Бхагаван объясняет, что медитация — это бесчисленные пути в великую глубину. Он называет медитацию особенным «состоянием не-ума», то есть состоянием остановки мысли, состоянием молчания:
«Ум — это постоянное движение: мысли движутся, желания движутся, воспоминания движутся, амбиции движутся… когда нет движения и мышление прекращается, мысли не движутся, желания не шевелятся, вы в высшей степени молчаливы — такое молчание есть медитация. Именно в таком молчании познается истина. Медитация — это состояние не-ума».
В противоположность популярному мнению, Бхагаван не смотрит на медитацию, как на серьезную активность: медитация, согласно ему, это переживание пассивности, радости, веселья:
«Ум очень серьезен, а медитация абсолютно несерьезна Когда я говорю это, вы можете попасть в тупик, потому что люди продолжают говорить о медитации очень серьезно. Но медитация — это несерьезная вещь. Это подобно игре… искренней, но несерьезной. Совсем не похоже на работу, скорее — на игру. Игра — это не активность. Даже когда она активна, это пассивность. Игра — только удовольствие. Нигде нет активности, она не мотивируется Скорее это только чистая, текучая энергия».
Основав в 1964 году медитационный лагерь, Бхагаван продолжил путешествие дальше; он курировал такие лагери, раскинувшиеся по всей стране. Он обыкновенно выбирал места среди природы, вдали от толп и городского шума. Эти медитационные лагеря и его дискурсы мгновенно стали популярными, и он начал пробуждать всю нацию. Он пробуждал все больше и больше людей из различных слоев общества, и все больше людей начали чувствовать любовь к нему.
Частые путешествия Бхагавана, его стиль и оригинальность, его острый ум и мятежная природа часто досаждали университетской администрации, однако, вследствие его популярности и репутации, они ничего не могли сделать. Его друзья часто настаивали, чтобы он оставил свою работу, чтобы полностью посвятить себя призванию. Бхагаван отвечал, что это случится тогда, когда Бог пожелает это.

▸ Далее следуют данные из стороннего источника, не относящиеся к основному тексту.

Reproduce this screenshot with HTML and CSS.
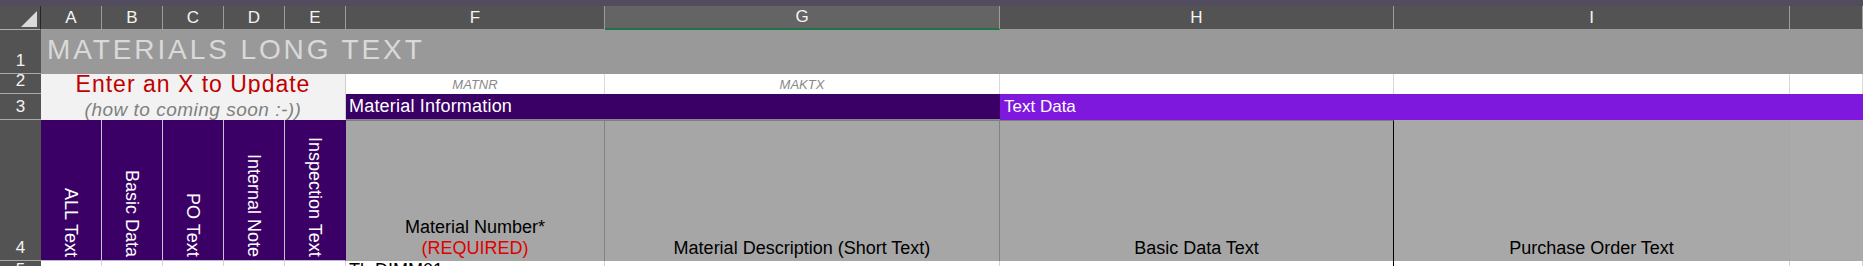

В 1966 году он почувствовал, что наступило время освободиться от университетской работы. Его попросили отказаться от обычных дискуссий в августе 1966 года, когда он только что вернулся из поездки. Смолоду Бхагаван имел обыкновение носить ланги (длинный кусок материи, который обертывают ниже талии) и чадар (длинный кусок материи, обернутый вокруг бедер). Несмотря на то, что администрация колледжа и раньше выражала свое неудовольствие этим стилем одежды, принципиальное решение Бхагавана, возвратившегося из поездки, прекратило спор. Так как Бхагаван никогда не возражал по поводу вида одежды, которую носил директор, он почувствовал, что было бы несправедливым со стороны директора возражать против его собственного стиля одежды. Под давлением директора Бхагаван немедленно подал заявление, которое он всегда носил с собой.

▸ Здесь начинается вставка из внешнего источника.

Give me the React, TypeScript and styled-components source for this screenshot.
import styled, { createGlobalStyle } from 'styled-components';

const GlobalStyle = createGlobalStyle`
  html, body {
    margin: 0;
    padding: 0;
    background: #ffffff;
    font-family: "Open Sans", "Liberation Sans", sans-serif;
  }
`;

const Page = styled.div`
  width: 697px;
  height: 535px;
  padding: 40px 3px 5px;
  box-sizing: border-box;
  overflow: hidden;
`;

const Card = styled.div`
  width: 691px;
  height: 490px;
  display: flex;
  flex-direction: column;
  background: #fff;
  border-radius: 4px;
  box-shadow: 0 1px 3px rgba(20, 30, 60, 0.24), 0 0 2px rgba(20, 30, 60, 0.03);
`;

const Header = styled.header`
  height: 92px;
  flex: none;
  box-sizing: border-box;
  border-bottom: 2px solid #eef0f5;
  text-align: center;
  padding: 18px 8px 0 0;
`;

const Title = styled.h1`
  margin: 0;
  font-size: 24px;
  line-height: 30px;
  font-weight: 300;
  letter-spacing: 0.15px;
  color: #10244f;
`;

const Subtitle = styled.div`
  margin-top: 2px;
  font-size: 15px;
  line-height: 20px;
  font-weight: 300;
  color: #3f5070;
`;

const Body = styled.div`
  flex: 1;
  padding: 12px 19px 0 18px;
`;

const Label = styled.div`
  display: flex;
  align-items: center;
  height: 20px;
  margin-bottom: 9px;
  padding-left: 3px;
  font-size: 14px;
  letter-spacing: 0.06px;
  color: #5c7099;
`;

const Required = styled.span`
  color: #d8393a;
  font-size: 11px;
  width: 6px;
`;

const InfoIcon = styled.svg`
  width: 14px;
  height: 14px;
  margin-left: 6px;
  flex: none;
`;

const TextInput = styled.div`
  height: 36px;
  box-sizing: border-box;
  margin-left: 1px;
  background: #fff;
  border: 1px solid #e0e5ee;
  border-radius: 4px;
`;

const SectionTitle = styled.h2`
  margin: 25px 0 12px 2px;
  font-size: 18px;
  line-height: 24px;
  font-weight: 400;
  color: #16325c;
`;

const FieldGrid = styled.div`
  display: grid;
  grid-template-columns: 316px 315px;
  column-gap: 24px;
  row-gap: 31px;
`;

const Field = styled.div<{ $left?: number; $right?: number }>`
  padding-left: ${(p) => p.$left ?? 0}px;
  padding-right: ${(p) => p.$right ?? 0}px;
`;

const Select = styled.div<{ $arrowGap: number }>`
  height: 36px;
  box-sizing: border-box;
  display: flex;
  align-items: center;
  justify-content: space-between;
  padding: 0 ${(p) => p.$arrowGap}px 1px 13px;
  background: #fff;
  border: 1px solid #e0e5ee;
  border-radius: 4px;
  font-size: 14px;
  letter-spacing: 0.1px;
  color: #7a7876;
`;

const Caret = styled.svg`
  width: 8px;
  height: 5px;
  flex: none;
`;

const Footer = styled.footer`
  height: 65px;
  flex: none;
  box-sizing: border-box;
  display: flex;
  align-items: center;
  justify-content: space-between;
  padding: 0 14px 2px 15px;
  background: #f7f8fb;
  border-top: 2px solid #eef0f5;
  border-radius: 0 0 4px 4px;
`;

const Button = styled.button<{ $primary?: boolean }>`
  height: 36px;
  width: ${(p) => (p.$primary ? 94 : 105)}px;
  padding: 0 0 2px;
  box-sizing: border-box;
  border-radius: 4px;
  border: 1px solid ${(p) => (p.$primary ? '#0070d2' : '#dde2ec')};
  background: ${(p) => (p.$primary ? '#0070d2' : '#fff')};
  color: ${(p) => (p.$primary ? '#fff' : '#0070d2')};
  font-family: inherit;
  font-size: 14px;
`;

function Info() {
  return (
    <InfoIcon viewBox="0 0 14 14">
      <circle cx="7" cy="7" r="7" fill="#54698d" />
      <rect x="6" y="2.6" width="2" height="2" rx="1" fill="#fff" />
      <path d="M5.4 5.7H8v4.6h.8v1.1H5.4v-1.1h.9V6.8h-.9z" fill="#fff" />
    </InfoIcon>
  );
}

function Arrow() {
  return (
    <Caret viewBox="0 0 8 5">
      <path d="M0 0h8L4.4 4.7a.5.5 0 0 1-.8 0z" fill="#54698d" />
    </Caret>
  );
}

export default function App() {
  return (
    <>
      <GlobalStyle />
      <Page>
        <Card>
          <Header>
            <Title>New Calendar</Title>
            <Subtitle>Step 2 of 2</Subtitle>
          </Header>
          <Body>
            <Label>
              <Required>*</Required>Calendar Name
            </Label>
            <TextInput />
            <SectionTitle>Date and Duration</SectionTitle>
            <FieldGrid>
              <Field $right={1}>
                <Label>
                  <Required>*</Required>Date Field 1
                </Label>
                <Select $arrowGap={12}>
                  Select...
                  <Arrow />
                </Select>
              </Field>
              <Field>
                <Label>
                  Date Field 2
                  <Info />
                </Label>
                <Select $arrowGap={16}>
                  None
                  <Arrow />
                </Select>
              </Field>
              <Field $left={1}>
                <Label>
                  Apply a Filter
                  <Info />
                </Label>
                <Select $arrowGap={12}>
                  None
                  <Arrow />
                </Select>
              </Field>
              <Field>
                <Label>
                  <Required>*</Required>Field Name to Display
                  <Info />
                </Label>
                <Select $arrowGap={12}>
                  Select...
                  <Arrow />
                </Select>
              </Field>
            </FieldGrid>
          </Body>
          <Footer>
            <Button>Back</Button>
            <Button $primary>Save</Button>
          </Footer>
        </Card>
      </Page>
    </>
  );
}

Освободившись от своей преподавательский работы, Раджнеш начал развертывание своей раджас- энергии с помощью лекций на такие спорные темы, как Махатма Ганди, секс, ортодоксальный индуизм и социализм. В течение года столетнего юбилея Ганди, 1968—69, он открыто и смело критиковал Ганди, его идеи, его последователей. Критика Ганди Бхагаваном основывается на двух моментах, первое он находит Ганди человеком этики, а не религии. Бхагаван не рассматривает Ганди как религиозного человека, несмотря на то, что именно этим он известен всей Индии, — потому что Ганди не имел никакого опыта медитации. Бхагаван указывает далее, что концепция Ганди, основывающаяся на религиозном синтезе, была не свободна от его склонности к индуизму. Согласно Бхагавану:
«Ганди ничего не знал о медитации, но пытался заложить определенную основу синтеза В основном он был и оставался индуистом всю свою жизнь до самого конца. Он называет Бхагавад-Гиту своей матерью, но никогда не называет Коран своим отцом — даже дядей. Хотя он говорит, что его учение основывается на Гите, путь, которым он руководствуется, является абсолютно политическим — ловким, хитрым, но не подлинным. Все, что он находит в Коране, в Библии, в Дхамападе, все, что согласно с Гитой, он немедленно вытаскивает и говорит: „Посмотрите! Все религии учат одному и тому же!“
Но существуют и такие вещи, которые идут против Гиты и Библии, которые противоречат Гите в Коране, в Дхамападе. Он не замечает их… такой его синтез фиктивен. Фактически он вычитывает Гиту везде, везде, находя отражение Гиты, немедленно говорит: „Посмотрите! Они говорят то же самое!“
Но как же быть с отличиями? Что делать с абсолютно противоположными точками зрения?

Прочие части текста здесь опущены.